Exercise task
Lines that contain "screenshot" are to be counted; give only their number.

Source data
------------------------------------------------------------------------

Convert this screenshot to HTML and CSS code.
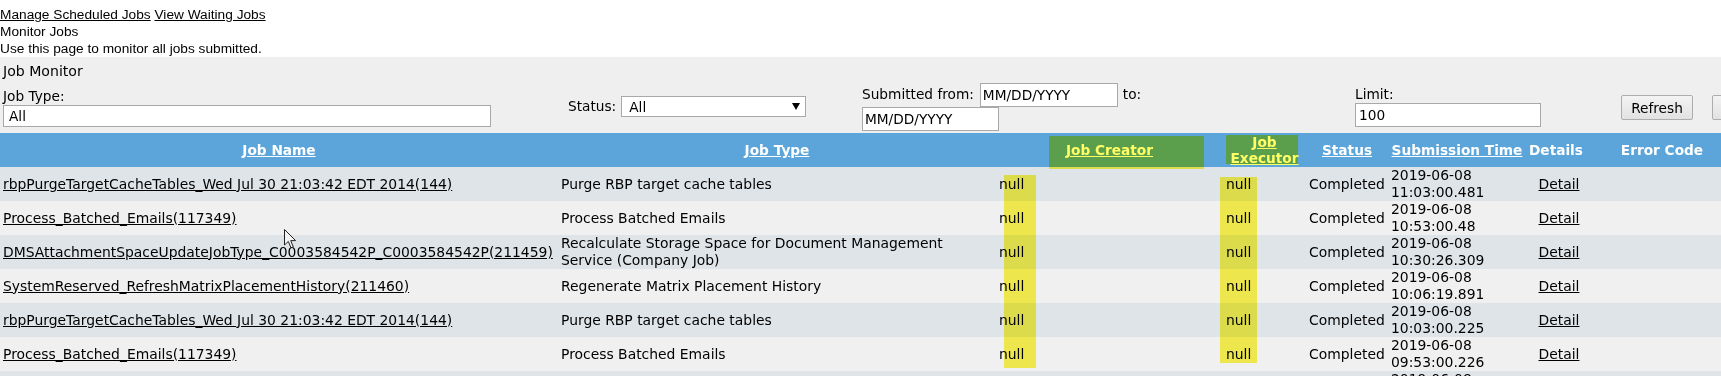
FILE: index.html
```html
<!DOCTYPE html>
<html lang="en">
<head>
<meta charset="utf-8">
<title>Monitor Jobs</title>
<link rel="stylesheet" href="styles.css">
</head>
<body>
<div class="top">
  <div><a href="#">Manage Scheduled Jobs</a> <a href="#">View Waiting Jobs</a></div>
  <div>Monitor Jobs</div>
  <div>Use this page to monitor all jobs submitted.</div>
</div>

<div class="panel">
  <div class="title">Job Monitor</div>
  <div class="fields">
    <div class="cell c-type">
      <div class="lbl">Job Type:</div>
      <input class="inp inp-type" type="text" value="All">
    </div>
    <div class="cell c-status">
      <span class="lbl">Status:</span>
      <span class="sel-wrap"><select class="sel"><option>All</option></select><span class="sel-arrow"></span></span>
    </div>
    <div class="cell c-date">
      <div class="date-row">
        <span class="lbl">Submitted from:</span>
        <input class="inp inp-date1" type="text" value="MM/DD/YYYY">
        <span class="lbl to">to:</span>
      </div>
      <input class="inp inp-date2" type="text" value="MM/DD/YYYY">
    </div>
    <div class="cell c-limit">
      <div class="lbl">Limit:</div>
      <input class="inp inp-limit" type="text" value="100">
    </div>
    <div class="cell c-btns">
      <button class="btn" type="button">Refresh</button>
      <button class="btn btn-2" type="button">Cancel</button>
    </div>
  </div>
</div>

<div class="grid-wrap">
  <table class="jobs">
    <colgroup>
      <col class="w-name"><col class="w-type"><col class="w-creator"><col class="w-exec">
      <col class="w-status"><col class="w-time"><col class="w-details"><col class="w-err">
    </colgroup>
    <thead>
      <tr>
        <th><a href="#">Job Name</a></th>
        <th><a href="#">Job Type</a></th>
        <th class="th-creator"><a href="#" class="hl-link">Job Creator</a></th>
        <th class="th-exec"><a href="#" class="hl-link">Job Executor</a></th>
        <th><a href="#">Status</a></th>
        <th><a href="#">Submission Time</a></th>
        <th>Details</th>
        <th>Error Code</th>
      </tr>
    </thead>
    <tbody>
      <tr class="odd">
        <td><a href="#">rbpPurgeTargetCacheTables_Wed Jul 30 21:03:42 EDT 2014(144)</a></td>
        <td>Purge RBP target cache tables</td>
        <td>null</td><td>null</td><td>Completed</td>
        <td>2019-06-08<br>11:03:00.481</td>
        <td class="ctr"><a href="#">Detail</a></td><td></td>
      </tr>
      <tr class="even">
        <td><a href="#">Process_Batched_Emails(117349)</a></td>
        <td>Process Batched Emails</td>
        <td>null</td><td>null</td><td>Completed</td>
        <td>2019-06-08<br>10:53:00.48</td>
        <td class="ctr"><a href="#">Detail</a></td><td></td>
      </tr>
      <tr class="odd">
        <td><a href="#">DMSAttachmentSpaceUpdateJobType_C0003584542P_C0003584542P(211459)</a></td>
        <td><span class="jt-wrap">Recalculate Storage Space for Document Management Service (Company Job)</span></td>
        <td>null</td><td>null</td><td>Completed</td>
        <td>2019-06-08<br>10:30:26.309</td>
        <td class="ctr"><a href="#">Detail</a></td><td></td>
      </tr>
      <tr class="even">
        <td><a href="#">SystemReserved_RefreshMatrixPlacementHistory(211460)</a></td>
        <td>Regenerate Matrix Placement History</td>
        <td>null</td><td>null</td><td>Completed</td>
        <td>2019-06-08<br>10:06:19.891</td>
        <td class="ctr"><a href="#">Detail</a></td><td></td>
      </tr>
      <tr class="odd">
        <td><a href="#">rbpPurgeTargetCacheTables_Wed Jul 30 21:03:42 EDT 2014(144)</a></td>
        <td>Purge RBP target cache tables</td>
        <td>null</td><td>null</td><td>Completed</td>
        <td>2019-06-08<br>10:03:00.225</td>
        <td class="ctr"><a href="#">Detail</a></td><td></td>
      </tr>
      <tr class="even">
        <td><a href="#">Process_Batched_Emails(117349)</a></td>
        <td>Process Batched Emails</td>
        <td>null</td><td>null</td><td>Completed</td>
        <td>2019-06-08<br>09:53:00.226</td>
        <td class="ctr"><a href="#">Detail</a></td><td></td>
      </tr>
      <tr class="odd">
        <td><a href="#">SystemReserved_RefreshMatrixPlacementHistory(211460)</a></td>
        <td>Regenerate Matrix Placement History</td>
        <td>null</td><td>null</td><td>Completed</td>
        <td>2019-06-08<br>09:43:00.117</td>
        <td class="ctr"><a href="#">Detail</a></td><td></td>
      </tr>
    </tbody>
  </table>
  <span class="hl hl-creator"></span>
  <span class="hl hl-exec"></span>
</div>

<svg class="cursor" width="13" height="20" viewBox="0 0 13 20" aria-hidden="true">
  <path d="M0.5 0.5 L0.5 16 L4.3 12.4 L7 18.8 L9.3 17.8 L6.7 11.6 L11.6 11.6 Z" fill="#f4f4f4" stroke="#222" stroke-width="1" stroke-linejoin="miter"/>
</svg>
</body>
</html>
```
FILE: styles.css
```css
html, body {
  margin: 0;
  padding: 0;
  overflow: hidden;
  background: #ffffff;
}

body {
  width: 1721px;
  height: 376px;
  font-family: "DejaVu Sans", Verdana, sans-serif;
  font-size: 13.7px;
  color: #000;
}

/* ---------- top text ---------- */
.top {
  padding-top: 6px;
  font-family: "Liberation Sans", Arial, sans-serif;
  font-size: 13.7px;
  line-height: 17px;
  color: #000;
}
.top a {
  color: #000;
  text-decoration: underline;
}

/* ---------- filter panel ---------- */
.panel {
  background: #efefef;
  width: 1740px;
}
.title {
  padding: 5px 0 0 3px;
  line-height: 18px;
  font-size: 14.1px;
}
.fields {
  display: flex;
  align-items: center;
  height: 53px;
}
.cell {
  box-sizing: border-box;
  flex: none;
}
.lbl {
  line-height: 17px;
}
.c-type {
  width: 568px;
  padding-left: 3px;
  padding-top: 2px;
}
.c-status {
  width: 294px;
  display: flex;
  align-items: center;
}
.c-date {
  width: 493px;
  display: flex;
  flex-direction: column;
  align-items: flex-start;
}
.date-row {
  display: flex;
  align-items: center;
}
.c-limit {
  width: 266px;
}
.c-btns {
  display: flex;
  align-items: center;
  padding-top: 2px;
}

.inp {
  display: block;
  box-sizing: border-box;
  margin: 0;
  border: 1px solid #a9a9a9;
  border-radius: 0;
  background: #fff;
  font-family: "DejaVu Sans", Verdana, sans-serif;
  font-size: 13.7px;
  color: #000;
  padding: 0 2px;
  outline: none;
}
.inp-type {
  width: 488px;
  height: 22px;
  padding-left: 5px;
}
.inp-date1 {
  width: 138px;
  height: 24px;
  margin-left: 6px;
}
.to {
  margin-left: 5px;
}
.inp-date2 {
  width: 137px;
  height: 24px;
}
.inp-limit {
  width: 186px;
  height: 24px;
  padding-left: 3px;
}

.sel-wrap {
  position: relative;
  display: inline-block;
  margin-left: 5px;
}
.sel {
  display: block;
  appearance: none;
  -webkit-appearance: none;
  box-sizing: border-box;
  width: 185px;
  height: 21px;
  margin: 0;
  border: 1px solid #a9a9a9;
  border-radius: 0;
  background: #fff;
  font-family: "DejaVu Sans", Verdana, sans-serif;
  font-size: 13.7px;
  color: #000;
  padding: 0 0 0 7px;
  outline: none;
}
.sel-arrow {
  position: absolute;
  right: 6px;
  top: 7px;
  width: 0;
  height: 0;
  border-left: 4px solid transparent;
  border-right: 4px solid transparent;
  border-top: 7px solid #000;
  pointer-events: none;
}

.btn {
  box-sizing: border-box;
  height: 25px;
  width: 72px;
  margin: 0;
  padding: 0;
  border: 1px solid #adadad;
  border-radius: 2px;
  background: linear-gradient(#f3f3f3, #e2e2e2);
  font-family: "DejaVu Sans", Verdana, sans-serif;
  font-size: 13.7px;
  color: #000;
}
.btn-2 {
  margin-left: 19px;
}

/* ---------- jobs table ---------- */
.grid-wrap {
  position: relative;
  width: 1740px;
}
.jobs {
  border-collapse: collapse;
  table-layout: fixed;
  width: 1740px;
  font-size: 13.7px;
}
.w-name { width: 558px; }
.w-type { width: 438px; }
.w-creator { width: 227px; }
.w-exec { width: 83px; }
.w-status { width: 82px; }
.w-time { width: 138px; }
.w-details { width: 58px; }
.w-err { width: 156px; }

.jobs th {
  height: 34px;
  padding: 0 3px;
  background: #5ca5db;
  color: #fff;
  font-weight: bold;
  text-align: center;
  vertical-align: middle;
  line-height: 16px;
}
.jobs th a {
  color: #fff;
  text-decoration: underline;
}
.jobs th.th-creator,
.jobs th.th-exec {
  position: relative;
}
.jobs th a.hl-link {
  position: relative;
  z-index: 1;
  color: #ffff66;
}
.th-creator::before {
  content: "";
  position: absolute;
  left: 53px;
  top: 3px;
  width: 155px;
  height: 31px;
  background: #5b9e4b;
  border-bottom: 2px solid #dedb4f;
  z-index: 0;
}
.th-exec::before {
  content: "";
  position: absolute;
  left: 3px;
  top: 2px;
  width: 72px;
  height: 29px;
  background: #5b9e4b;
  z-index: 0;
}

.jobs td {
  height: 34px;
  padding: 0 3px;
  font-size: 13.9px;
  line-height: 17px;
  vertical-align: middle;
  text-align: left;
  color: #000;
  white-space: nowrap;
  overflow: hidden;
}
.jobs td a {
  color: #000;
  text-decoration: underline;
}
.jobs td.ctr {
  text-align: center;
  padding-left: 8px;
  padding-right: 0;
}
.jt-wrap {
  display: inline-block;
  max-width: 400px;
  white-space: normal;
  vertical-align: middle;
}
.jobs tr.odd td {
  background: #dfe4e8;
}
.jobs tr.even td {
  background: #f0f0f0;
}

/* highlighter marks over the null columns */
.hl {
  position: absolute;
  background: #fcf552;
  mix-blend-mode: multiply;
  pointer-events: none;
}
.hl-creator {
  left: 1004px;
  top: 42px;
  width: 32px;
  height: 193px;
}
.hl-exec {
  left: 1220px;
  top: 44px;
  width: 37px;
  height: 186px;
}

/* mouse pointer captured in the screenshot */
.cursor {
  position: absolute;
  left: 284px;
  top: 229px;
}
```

------------------------------------------------------------------------

Result of the exercise
2